D. Pedro I se regenerou em Botafogo
Ilustrações: D. Leopoldina, Domitilia e D. Amélia
Botafogo foi o refúgio de D. Pedro I, imperador do Brasil, após a morte da esposa Maria Leopoldina, no final de 1826. Ele se mudou para a praia de Botafogo com os filhos, onde se recolheu num momento difícil. Nem tanto pela viuvez, mas pelo repúdio da população ao seu romance escancarado com a Marquesa dos Santos – para muitos, a causa da morte da imperatriz amada pelos brasileiros – e pelo desprezo das cortes europeias, que se negavam a fornecer uma nova imperatriz ao imperador mulherengo. Foi enquanto morava no bairro que o imperador, finalmente, deu um fim ao romance com a marquesa e passou a comportar-se com a dignidade que se esperava de um monarca.

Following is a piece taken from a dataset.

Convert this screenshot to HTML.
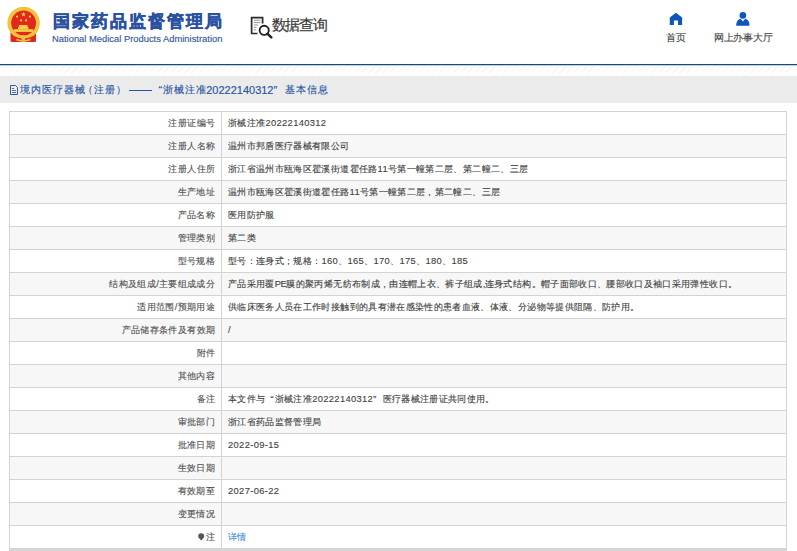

No início de 1827, o imperador D. Pedro I andava metido em maus lençóis, o que, no caso dele, mais do que força de expressão, era quase sempre literal. Seu romance de sete anos com a paulista Domitila de Castro não havia conhecido limites, misturando negócios de Estado com a alcova e colecionando escândalo atrás de escândalo. Em nome daquela paixão avassaladora, o imperador havia instalado Domitila em uma casa vizinha ao Palácio da Quinta da Boa Vista, para onde escapava por meio de uma passagem secreta. E, como se não bastasse, ele havia levado Domitila para dentro do palácio como dama de companhia da imperatriz, impondo a presença da amante à esposa, enquanto concedia títulos de nobreza para Domitila – Viscondessa e depois Marquesa dos Santos – e para toda a família dela.
Depois que Leopoldina morreu, em 11 de novembro de 1826, o relacionamento com Domitila se tornou insustentável. A população culpava Titila e Demonão – eles se chamavam assim na intimidade – pela morte de imperatriz. Pedro sabia que, para manter o prestígio de seu trono, precisava se casar com uma princesa europeia. E sabia que tinha de se livrar de Domitila.
D. Pedro, então, mudou-se com a família e seu séquito para Botafogo, em 1827, a fim de ficar bem longe da amante e também em busca de um estilo de vida mais tranquilo. Além do palacete – na esquina da atual rua Marquês de Abrantes –, que havia pertencido à mãe Carlota Joaquina, ele adquiriu a residência que pertencia ao Visconde de Vila Nova da Rainha, camareiro de D. João VI, também na praia de Botafogo. O imperador estava sossegado, pela primeira vez na vida. Era visto saindo de casa pela manhã e retornando acompanhado apenas de seu ajudante de ordens.
Mas a má fama de D. Pedro já havia corrido todas as cortes europeias, e seu emissário, o Marquês de Barbacena, tinha enormes dificuldades em encontrar uma esposa que atendesse às exigências do imperador: “que tivesse berço, formosura, virtude e instrução”. Dez princesas recusaram a oferta, para humilhação de Pedro, que resolveu baixar a bola. A nova esposa já não precisava ser de família tão proeminente, nem ter a melhor instrução, desde que fosse formosa e virtuosa. Finalmente Barbacena encontrou a pretendente. Era Amélia Augusta Eugênia Napoleona de Beauharnais, neta da imperatriz Josefina, primeira mulher de Napoleão Bonaparte, de quem D. Pedro era admirador.
Para despachar Domitila de vez, D. Pedro ofereceu comprar todos os bens da ex-amante – terrenos, chácaras e até o camarote do teatro –, o que, após protestar muito, Domitila aceitou. Era aquilo ou perder tudo, inclusive os títulos de nobreza. No dia 27 de agosto de 1829, a Marquesa dos Santos partia para São Paulo a bordo do vapor União Feliz para nunca mais retornar à corte. A princesa Amélia Augusta chegou ao Rio de Janeiro no dia 15 de novembro do mesmo ano. Ela era, de fato, linda. E era, também, muito esperta. Foi logo se livrando da velha criadagem e dos amigos duvidosos de D. Pedro. Até morrer em 1834, Pedro I foi um marido amoroso e – quase sempre – fiel. Foram felizes. E essa história começou a ser escrita aqui em Botafogo.